When McOndo Takes On Macondo

Muralidharan PC
3 min readSep 3, 2018

--

Is the magic wilting in magical realism?

The world has seen a lot of changes since Gabriel Garcia Marquez’s ‘One Hundred Years of Solitude’ hit the literary firmament in 1970. Back then, the English reader first tasted a never-never land — a fantastic place called Macondo where children levitated, peasants convened with ghosts and leaders who lived forever. It was an effervescent image of Latin America that was clearly unseen or unheard earlier. It was a Latin America that influenced writers, charged the critics and had millions of readers spellbound. It was also the way the world imagined Latin America to be.

But as the old adage goes, all things must pass. Even magical realism. At least that’s what the Chilean author Alberto Fuguet believes. Thanks to Fuguet and his clan, a new Latino voice has taken the literary world by storm and is challenging the realm of magical realism. It is street savvy, realistic and unashamedly downtown — smartly called McOndo, a clever spoof on Marquez’s village. According to Fuguet, McOndo is a blend of Macintosh, McDonald’s and Condos.

The McOndonians believe that Latin America is no paradise. Life’s secrets are revealed far more splendidly in shantytowns and old coffee cups than in iridescent butterflies. The mundane is never marvellous here. It is stark, insipid and irreverent. The mood is highly hallucinatory, the stories painted on a sombre canvas of urban life that reeks of drugs, sex, money, music and death.

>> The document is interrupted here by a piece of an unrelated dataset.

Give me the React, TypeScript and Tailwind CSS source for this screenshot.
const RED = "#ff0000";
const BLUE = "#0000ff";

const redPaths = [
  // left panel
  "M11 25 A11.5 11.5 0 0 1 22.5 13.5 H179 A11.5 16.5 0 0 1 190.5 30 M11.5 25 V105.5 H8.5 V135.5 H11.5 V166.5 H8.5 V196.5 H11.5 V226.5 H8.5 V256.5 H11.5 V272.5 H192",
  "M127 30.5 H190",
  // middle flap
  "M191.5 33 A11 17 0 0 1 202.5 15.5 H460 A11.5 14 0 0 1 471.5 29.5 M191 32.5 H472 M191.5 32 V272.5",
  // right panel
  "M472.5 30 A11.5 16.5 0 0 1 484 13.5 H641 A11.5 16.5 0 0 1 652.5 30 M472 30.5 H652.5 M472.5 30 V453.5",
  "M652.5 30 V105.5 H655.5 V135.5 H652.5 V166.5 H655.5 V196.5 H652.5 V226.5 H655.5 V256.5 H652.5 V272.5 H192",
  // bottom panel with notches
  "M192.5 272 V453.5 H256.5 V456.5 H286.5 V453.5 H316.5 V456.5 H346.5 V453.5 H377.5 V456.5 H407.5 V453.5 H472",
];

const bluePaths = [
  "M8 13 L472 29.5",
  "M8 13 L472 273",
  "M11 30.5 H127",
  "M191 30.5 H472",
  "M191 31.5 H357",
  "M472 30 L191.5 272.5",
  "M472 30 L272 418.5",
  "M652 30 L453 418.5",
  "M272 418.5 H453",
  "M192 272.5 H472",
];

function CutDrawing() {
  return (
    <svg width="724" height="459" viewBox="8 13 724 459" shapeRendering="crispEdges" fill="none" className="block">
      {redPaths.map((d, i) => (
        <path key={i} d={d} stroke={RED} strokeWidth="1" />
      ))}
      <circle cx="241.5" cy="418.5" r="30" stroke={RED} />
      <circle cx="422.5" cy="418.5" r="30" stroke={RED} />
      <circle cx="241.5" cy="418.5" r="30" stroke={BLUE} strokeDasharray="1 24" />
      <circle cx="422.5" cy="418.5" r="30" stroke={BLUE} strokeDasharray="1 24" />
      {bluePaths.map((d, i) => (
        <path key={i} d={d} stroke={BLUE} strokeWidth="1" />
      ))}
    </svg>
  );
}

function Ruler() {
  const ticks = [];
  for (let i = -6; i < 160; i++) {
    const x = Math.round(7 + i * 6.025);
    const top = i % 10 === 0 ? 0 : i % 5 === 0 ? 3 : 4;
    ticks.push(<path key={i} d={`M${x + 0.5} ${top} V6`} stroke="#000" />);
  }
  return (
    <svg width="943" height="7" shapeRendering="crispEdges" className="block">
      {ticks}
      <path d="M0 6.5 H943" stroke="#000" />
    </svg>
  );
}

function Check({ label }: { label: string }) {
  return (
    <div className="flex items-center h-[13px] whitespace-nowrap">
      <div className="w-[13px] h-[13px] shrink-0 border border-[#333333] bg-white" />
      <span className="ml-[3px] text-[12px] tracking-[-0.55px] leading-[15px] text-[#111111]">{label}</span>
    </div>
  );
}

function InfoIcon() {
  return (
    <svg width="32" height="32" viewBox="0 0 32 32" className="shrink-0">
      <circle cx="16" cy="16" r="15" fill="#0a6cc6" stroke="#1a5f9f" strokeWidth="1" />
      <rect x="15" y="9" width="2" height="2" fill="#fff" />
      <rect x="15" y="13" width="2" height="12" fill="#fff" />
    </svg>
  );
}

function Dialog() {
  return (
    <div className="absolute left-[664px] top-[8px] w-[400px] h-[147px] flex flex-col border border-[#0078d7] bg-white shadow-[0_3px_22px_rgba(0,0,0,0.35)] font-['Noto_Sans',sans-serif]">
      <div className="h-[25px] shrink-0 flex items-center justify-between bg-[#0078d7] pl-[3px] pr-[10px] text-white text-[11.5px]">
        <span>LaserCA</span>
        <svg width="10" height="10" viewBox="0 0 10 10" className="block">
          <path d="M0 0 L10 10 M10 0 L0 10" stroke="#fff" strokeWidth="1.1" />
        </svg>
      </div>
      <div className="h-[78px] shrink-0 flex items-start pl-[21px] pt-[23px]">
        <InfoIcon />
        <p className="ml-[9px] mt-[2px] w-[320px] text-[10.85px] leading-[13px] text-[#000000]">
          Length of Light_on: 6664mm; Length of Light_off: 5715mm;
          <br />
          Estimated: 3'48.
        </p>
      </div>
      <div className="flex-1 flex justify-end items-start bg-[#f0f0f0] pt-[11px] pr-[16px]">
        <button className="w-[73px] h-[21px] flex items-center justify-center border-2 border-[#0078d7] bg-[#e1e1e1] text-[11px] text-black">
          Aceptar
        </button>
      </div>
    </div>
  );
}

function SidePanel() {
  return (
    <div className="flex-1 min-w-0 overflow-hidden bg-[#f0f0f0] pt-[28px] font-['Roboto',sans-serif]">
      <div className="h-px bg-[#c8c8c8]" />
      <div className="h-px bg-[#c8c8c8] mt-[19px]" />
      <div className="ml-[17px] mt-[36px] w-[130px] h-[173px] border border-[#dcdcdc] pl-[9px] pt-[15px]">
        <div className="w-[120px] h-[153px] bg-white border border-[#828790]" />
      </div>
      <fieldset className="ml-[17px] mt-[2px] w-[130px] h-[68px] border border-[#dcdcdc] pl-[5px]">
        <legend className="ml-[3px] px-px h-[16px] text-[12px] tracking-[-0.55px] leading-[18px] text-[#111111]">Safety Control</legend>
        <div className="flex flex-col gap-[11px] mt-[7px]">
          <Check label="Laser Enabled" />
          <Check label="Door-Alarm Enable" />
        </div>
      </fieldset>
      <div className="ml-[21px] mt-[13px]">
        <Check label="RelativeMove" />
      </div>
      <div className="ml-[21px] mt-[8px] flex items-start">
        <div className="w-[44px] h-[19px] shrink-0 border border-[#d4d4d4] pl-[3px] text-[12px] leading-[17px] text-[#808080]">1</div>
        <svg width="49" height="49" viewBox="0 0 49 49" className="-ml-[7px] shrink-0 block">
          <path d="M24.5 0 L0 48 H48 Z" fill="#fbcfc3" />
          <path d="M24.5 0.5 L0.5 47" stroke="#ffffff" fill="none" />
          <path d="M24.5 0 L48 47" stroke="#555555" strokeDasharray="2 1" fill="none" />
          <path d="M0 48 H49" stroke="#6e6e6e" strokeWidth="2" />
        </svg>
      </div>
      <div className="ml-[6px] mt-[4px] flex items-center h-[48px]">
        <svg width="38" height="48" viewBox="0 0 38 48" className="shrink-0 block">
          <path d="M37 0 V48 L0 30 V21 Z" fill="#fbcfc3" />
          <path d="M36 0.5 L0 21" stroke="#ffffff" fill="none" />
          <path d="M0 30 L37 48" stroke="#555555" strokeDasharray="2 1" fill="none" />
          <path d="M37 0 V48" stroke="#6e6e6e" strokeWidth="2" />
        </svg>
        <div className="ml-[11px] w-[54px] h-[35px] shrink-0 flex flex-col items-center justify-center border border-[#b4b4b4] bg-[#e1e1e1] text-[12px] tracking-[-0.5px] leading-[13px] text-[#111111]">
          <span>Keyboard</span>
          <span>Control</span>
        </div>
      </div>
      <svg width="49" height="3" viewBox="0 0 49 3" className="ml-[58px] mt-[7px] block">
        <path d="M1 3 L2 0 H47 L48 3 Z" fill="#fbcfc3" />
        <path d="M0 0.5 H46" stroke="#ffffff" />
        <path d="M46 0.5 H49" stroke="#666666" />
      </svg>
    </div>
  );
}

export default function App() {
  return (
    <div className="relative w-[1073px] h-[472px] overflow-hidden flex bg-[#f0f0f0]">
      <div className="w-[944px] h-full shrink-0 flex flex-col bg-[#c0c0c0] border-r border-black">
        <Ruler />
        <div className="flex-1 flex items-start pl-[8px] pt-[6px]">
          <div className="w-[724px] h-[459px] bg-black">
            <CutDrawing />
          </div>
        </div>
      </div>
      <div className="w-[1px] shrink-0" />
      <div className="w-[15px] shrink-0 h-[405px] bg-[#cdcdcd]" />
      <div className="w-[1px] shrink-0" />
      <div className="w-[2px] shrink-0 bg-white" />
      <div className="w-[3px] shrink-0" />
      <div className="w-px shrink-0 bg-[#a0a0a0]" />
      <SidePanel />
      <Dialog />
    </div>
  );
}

The McOndonians burst into the scene in 1996, when a host of 18 writers, all under the age of 35, published a collection of short stories titled “McOndo”. The literary establishment’s reaction was nothing short of derisive contempt. The critics found the stories shallow and flippant. Most of them considered these young writers as a gang of rich, spoiled, quasi-intellectuals addicted to the steamy pop culture of Latin America.

Nonetheless, Fuguet and his clan were excited over the galactic maelstrom that McOndo stirred up. In the words of Paz Soldan, a Bolivian McOndo author, “The worlds depicted in McOndo novels are closer to the Latin American experience than in Garcia Marquez’s world.” McOndo, in a true sense, simply unveiled the changing demographic of Latin America. The environment that the Latinos lived in was crowded, polluted and deep in squalor rather than the dreamy, salubrious world that magical realism portrayed.

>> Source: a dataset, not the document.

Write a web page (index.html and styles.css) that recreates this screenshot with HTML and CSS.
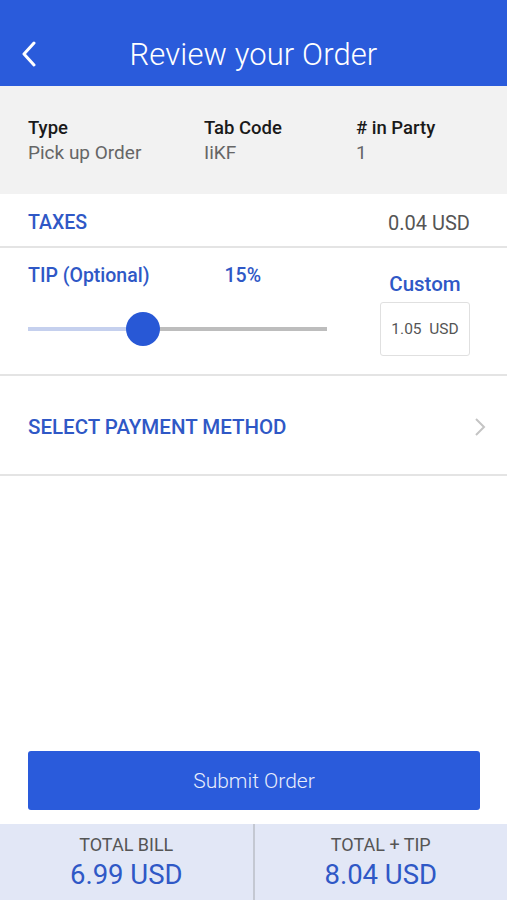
FILE: index.html
```html
<!DOCTYPE html>
<html>
<head>
<meta charset="utf-8">
<link rel="stylesheet" href="styles.css">
</head>
<body>
<div class="app">
  <header class="topbar">
    <svg class="back" width="16" height="26" viewBox="0 0 16 26"><path d="M13 2 L3 13 L13 24" fill="none" stroke="#fff" stroke-width="3" stroke-linecap="round" stroke-linejoin="round"/></svg>
    <h1 class="title">Review your Order</h1>
  </header>
  <section class="info">
    <div class="col c1"><div class="lbl">Type</div><div class="val">Pick up Order</div></div>
    <div class="col c2"><div class="lbl">Tab Code</div><div class="val">IiKF</div></div>
    <div class="col c3"><div class="lbl"># in Party</div><div class="val">1</div></div>
  </section>
  <section class="row taxes">
    <span class="blue">TAXES</span>
    <span class="amt">0.04 USD</span>
  </section>
  <section class="row tip">
    <div class="tip-left">
      <div class="tip-head"><span class="blue">TIP (Optional)</span><span class="blue pct">15%</span></div>
      <div class="slider">
        <div class="track-fill"></div>
        <div class="track-rest"></div>
        <div class="thumb"></div>
      </div>
    </div>
    <div class="tip-right">
      <div class="blue custom">Custom</div>
      <div class="box">1.05&nbsp; USD</div>
    </div>
  </section>
  <section class="row pay">
    <span class="blue paylbl">SELECT PAYMENT METHOD</span>
    <svg class="chev" width="12" height="20" viewBox="0 0 12 20"><path d="M2 2 L10 10 L2 18" fill="none" stroke="#c4c4c4" stroke-width="2"/></svg>
  </section>
  <div class="spacer"></div>
  <div class="btn-wrap"><button class="submit">Submit Order</button></div>
  <footer class="totals">
    <div class="tot"><div class="tl">TOTAL BILL</div><div class="tv">6.99 USD</div></div>
    <div class="divider"></div>
    <div class="tot"><div class="tl">TOTAL + TIP</div><div class="tv">8.04 USD</div></div>
  </footer>
</div>
</body>
</html>
```
FILE: styles.css
```css
* { box-sizing: border-box; }
html, body { margin: 0; padding: 0; }
body { font-family: Roboto, "Noto Sans", sans-serif; background: #fff; }
.app { width: 507px; height: 900px; display: flex; flex-direction: column; overflow: hidden; }
.topbar { height: 86px; background: #2a5bdb; display: flex; align-items: center; justify-content: center; position: relative; flex-shrink: 0; }
.back { position: absolute; left: 21px; top: 41px; }
.title { margin: 0; margin-top: 22px; font-weight: 300; font-size: 31px; color: #fff; letter-spacing: 0.1px; }
.info { height: 108px; background: #f2f2f2; display: flex; padding: 31px 0 0 28px; flex-shrink: 0; }
.col { display: flex; flex-direction: column; }
.c1 { width: 176px; }
.c2 { width: 152px; }
.lbl { font-size: 18.5px; font-weight: 500; color: #1a1a1a; line-height: 22px; }
.val { font-size: 19px; color: #666; line-height: 22px; margin-top: 3px; }
.row { border-bottom: 2px solid #e4e4e4; flex-shrink: 0; }
.blue { color: #2f58c6; font-weight: 500; font-size: 19.5px; }
.taxes { margin-top: 3px; height: 51px; display: flex; align-items: center; justify-content: space-between; padding: 2px 37px 0 28px; }
.amt { font-size: 20px; color: #555; }
.tip { height: 128px; display: flex; padding: 0 37px 0 28px; }
.tip-left { width: 299px; display: flex; flex-direction: column; }
.tip-head { display: flex; padding-top: 17px; line-height: 22px; }
.pct { margin-left: 75px; }
.slider { position: relative; height: 34px; margin-top: 25px; }
.track-fill { position: absolute; left: 0; top: 15px; width: 115px; height: 4px; background: #c5d0ee; }
.track-rest { position: absolute; left: 115px; top: 15px; right: 0; height: 4px; background: #bdbdbd; }
.thumb { position: absolute; left: 98px; top: 0; width: 34px; height: 34px; border-radius: 50%; background: #2858d6; }
.tip-right { margin-left: auto; display: flex; flex-direction: column; align-items: center; width: 90px; }
.custom { font-size: 20.5px; margin-top: 23px; line-height: 26px; }
.box { margin-top: 5px; width: 90px; height: 54px; border: 1px solid #e0e0e0; border-radius: 3px; display: flex; align-items: center; justify-content: center; font-size: 15.5px; color: #555; }
.pay { height: 100px; display: flex; align-items: center; justify-content: space-between; padding: 3px 21px 0 28px; }
.paylbl { font-size: 20.5px; }
.spacer { flex: 1; }
.btn-wrap { padding: 0 27px 14px 28px; }
.submit { display: block; width: 100%; height: 59px; border: none; border-radius: 3px; background: #2a5bdb; color: #e8eefc; font-family: Roboto, sans-serif; font-weight: 300; font-size: 21px; padding: 0; }
.totals { height: 76px; background: #e2e7f6; display: flex; flex-shrink: 0; }
.tot { flex: 1; display: flex; flex-direction: column; align-items: center; padding-top: 10px; }
.divider { width: 2px; background: #c4c8d2; }
.tl { font-size: 18px; color: #555; line-height: 22px; }
.tv { font-size: 27.5px; color: #2f58c6; line-height: 32px; margin-top: 3px; }
```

Today, McOndomania has spread into streams outside literature. It has invaded pop music in the form of Mexican rap that kids devour. Even some films produced in Mexico are purely McOndonian in spirit. The imagery in these films reflects the landscape described in the preface to McOndo: “big… crowded, polluted, with highways, and subways, cable TV… five-star hotels built with laundered money.”

That said, it’s not as if the McOndo clan doesn’t acknowledge the power of magical realism. Paz Soldan reinforces, “We love Gabo. We just don’t want to imitate him.” A new form of expression is all that they promulgate. Then again, it’s not quite sure today whether McOndo will attain the global recognition that magical realism enjoyed. Rewind to Latin America seventy years ago, when a new boom of writers emerged in the same manner, narrating tales of the New World. Prominent among them were Jorge Luis Borges and Carlos Fuentes. But the one who created history was Gabriel Garcia Marquez. After “One Hundred Years of Solitude” was translated into English, he became the most prominent voice of that immensely gifted group.

Since then, Marquez has sold millions of copies, read in over three dozen languages, and has found a permanent place among the doyens of literature. But the other writers from that boom are either dead or have given up the genre and the new ones lack the vision of the old. And that has resulted in the rising downfall of magical realism.

Most of the McOndo writers sell briskly in their local languages, yet find it hard to get their work translated across their borders. But the storm is slowly brewing. It won’t be long before the literary world gets fully drenched in the McOndo spirit. If Fuguet’s prognosis is right, magical realism may soon be a thing of the past, as passé as the image of Juan Valdez and his mule in the Colombian coffee fields.